Fixing the Blind Spots in Biomedical Data

But the findings from these studies are only as accurate as the smartwatches themselves. For example, many wearables were advertised as being clinically validated, even when there was no set standard for these devices. This meant that some companies could say that their heart rate measurements were accurate, even if they were only tested across a limited range of environments and body types.

Although Dunn and the lab have worked with the Digital Medicine Society (DiMe) to develop a framework to better evaluate and standardize the clinical usefulness of these tools, they know that problems still persist. Two of these problems involve who training data is collected from and evolving changes to the sensor technologies themselves.

Data for training such algorithms is expensive to collect and analyze, so researchers often work with data from easy-to-access sources. Unfortunately, this data usually comes from populations that are healthy, wealthy and white. This limitation often leads to bias, where the algorithms do not work equally well for all people under all circumstances. This can be a significant problem when studying diseases like COVID, which had a disproportionate effect on underserved communities, minorities and people with chronic illnesses.
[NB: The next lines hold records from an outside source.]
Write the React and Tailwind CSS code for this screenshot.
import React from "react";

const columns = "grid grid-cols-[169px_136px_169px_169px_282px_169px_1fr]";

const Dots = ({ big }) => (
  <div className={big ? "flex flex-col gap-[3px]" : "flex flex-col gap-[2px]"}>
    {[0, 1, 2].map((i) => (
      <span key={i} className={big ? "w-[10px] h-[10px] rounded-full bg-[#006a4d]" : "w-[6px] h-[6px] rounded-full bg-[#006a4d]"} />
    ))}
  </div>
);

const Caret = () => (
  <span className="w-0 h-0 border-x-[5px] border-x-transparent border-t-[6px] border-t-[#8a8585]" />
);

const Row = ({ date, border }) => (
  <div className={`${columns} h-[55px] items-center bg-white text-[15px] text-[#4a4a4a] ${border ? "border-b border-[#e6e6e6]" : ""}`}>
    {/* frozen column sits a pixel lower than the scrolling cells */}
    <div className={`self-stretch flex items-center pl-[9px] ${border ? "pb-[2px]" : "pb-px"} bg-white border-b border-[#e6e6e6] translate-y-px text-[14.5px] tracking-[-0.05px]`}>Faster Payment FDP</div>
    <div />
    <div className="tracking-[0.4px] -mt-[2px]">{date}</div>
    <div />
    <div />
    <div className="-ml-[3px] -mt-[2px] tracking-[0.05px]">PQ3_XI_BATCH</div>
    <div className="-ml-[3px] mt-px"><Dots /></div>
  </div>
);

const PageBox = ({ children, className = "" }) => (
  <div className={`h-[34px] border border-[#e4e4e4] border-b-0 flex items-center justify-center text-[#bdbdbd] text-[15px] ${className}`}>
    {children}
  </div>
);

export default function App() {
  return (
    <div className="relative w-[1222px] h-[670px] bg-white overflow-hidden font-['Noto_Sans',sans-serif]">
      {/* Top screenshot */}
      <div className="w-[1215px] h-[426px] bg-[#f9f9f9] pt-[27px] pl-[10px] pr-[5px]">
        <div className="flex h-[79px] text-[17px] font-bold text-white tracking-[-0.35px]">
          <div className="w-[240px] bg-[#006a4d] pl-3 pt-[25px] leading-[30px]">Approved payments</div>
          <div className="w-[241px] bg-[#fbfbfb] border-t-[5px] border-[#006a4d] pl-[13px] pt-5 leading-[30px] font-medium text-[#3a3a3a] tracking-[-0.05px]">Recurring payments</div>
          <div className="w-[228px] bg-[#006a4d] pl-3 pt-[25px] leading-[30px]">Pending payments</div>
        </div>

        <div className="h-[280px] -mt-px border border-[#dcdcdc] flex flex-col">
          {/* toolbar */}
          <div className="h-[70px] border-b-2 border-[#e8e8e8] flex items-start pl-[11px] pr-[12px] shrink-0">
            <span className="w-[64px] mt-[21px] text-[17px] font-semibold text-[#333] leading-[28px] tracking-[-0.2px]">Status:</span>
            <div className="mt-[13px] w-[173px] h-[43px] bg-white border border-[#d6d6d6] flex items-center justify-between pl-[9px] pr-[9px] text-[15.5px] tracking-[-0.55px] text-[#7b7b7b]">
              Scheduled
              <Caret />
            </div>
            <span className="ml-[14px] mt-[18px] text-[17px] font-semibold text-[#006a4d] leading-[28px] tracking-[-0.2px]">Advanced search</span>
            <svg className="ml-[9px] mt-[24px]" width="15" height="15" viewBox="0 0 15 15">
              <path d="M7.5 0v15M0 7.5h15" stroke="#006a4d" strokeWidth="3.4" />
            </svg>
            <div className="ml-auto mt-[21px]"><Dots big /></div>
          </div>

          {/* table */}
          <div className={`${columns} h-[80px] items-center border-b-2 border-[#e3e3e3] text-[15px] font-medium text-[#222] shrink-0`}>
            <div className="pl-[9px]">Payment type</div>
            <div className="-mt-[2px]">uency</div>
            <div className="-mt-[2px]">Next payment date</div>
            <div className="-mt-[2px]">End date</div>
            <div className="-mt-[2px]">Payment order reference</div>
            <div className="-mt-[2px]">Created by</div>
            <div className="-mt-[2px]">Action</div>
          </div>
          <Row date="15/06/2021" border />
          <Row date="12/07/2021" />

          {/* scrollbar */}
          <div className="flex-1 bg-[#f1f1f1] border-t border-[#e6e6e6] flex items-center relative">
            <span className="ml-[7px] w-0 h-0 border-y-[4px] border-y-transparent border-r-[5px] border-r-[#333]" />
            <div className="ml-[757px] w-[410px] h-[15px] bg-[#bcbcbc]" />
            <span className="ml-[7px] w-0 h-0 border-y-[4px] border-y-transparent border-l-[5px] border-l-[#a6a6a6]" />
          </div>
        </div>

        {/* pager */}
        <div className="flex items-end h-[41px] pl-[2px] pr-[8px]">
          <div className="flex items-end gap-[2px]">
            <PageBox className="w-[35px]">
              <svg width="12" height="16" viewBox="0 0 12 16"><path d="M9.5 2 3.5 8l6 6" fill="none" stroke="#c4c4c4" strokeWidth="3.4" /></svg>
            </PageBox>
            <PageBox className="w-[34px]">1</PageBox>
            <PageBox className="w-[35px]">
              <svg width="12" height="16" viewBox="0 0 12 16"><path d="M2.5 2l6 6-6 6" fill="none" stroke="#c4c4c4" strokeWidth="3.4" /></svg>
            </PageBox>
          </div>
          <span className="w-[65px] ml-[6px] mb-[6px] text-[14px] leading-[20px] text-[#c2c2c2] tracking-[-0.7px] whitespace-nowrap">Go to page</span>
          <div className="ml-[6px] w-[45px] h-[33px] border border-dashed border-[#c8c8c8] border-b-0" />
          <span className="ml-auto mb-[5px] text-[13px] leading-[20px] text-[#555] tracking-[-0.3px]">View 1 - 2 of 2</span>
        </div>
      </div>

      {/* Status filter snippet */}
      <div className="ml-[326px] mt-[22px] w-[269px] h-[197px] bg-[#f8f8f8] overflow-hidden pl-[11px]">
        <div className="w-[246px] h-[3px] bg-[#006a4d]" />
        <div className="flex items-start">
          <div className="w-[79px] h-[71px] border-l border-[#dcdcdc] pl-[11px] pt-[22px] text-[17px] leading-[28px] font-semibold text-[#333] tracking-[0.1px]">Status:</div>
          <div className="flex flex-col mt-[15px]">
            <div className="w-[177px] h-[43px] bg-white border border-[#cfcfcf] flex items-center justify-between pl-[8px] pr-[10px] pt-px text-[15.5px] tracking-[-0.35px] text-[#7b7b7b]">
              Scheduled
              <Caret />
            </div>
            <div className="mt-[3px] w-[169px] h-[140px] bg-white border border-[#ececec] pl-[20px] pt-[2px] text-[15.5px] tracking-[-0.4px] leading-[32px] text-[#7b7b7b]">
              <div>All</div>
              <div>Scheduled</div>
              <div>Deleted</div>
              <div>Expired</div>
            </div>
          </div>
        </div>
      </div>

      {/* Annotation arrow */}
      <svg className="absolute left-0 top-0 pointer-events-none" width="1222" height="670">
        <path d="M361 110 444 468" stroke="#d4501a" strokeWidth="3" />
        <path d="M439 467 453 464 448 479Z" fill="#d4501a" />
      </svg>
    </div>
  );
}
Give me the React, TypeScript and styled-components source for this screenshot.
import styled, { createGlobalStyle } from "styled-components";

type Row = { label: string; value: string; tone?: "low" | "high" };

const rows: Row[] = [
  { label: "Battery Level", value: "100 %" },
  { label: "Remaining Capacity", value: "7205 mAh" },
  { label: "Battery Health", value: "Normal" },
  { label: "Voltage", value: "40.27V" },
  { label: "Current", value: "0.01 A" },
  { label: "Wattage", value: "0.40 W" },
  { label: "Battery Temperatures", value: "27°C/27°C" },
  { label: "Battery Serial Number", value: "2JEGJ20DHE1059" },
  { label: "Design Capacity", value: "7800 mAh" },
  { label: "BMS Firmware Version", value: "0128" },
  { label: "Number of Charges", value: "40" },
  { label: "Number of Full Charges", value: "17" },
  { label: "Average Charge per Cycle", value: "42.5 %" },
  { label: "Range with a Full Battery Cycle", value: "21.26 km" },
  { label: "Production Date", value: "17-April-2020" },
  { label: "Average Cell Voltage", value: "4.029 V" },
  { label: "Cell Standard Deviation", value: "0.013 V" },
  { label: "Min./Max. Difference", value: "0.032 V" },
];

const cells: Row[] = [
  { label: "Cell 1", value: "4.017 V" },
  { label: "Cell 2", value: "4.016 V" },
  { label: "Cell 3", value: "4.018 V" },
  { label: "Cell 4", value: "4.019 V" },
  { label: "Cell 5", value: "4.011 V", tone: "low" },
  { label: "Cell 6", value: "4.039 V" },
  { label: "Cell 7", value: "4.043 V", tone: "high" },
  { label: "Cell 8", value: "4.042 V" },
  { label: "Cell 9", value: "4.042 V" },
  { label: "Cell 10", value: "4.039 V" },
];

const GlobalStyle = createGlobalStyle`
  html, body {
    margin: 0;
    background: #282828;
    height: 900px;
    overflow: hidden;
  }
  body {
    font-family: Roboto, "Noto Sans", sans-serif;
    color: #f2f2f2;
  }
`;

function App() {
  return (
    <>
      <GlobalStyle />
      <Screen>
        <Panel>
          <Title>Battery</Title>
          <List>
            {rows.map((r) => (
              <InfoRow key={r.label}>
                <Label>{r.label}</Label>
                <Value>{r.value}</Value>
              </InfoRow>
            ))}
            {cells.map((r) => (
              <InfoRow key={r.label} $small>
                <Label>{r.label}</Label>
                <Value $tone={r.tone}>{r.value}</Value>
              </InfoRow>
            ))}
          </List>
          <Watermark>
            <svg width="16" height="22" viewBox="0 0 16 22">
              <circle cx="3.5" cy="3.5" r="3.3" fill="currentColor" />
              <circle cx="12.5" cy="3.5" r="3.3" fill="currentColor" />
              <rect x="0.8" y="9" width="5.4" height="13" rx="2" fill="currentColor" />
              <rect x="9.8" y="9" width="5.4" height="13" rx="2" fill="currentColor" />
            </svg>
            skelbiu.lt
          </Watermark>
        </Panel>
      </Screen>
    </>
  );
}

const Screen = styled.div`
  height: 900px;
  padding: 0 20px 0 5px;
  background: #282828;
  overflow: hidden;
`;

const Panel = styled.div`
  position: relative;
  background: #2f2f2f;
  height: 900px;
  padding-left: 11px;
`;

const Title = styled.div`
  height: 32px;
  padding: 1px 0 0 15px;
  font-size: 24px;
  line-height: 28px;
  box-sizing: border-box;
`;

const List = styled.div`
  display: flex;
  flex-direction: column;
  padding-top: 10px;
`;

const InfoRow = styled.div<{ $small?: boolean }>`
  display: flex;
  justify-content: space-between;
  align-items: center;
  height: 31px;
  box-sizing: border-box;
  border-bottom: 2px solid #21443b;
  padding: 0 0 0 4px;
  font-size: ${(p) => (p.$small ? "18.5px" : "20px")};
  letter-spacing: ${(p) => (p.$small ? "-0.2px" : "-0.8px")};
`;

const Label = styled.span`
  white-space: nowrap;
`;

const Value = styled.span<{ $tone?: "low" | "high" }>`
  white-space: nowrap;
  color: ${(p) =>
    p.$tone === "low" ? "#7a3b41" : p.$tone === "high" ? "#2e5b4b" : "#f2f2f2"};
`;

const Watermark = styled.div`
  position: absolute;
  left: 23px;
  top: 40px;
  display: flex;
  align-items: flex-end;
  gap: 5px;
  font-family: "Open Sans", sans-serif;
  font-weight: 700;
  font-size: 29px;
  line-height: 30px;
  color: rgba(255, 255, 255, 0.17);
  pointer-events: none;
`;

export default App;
Alternatively, the constant evolution and improvement of sensor technologies has also led to a complication known as drift, which occurs when algorithms are trained using data from sensors that collect data differently over time. For example, blood pressure could be measured by either the auscultatory method (i.e., a traditional upper arm cuff) or using optical signals similar to pulse oximetry technology.

“The question becomes, ‘Is this data actually comparable? If you develop an algorithm based on data collected from one technology, is it going to work as well for the data coming from a different technology?’” said Dunn.  “These are questions that we need to know so we can set guidelines about when to retrain a model or when more data is needed to improve the model.”

Dunn is optimistic that her BIG IDEAs Lab can take on these challenges, especially with the support of grants like the NSF CAREER Award and the partnerships she’s formed both inside and outside of Duke.

“Health happens 24 hours a day, seven days a week,” she said. “These tools give us an opportunity to provide health care tools to people who may not have easy access to standard healthcare in the first place, and we want to do everything we can to ensure that we’re successful.”